Art and Dotty Todd were an American husband and wife singing duo, who reached the top ten in the UK and the US with the hits "Broken Wings" (1953) and "Chanson D'Amour" (1958).

Dotty Todd was born Doris Dabb in Elizabeth, New Jersey, United States, on June 22, 1913. She studied the piano from an early age, giving a piano recital at Carnegie Hall at the age of 13. She was performing at the Providence Biltmore Hotel in Rhode Island when she met Art Todd – born Arthur William Todd in Baltimore, Maryland, on March 11, 1914 – a guitarist/vocalist also playing at the Biltmore; the pair met as a result of the Biltmore accidentally booking them into the same suite. The couple married in 1941 and – after Art Todd's service in the U.S. Army, where he worked in an entertainment unit – they settled in Sherman Oaks, California, with a job at the Shadow Mountain Club in Palm Desert, California, inaugurating a career on the California lounge circuit; the Todds also eventually sang on their own radio show. The duo cut records including "Heavenly Heavenly" for RCA Victor in 1952: the single flopped, but when the song, which served as its B-side,"Broken Wings" became a hit in the UK Singles Chart for the Stargazers, the Art and Dotty Todd version had a UK release charting at No. 6 (the Stargazers' version reached No. 1, while another version by Dickie Valentine reached No. 12).

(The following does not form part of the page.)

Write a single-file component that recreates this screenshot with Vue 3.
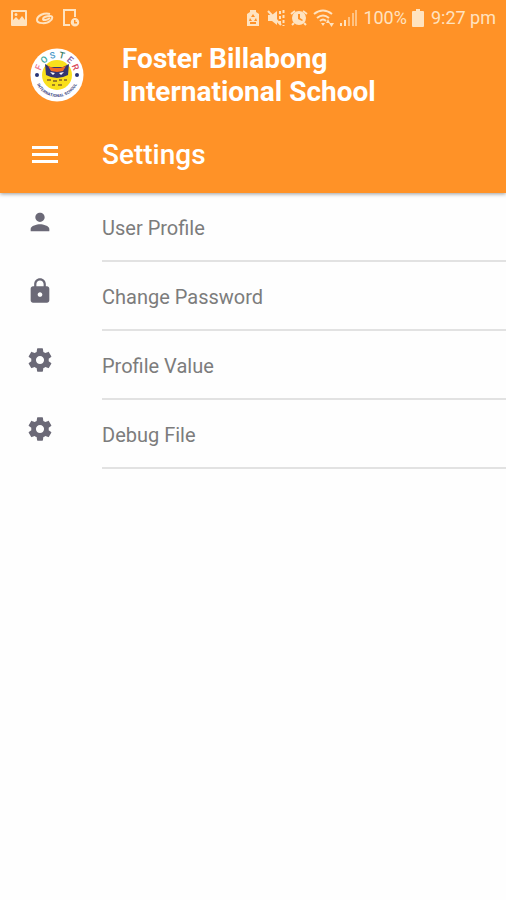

In 1958, the couple were the resident act at the Chapman Park Hotel in Los Angeles. Art Todd recalled how that year "[composer] Wayne Shanklin stopped us one day and said, 'I've got a great song for you.'" Art and Dotty cut a demo of "Chanson D'Amour" which was shopped to Era Records, who released the demo track as a single. According to Art Todd: "The airplay was just sensational. This was just at the beginning of rock 'n' roll and the old-time DJs hated rock 'n' roll and they jumped on our song." Their version of "Chanson D'Amour" reached No. 6 in April 1958 in the US, selling over one million copies, attaining gold disc status.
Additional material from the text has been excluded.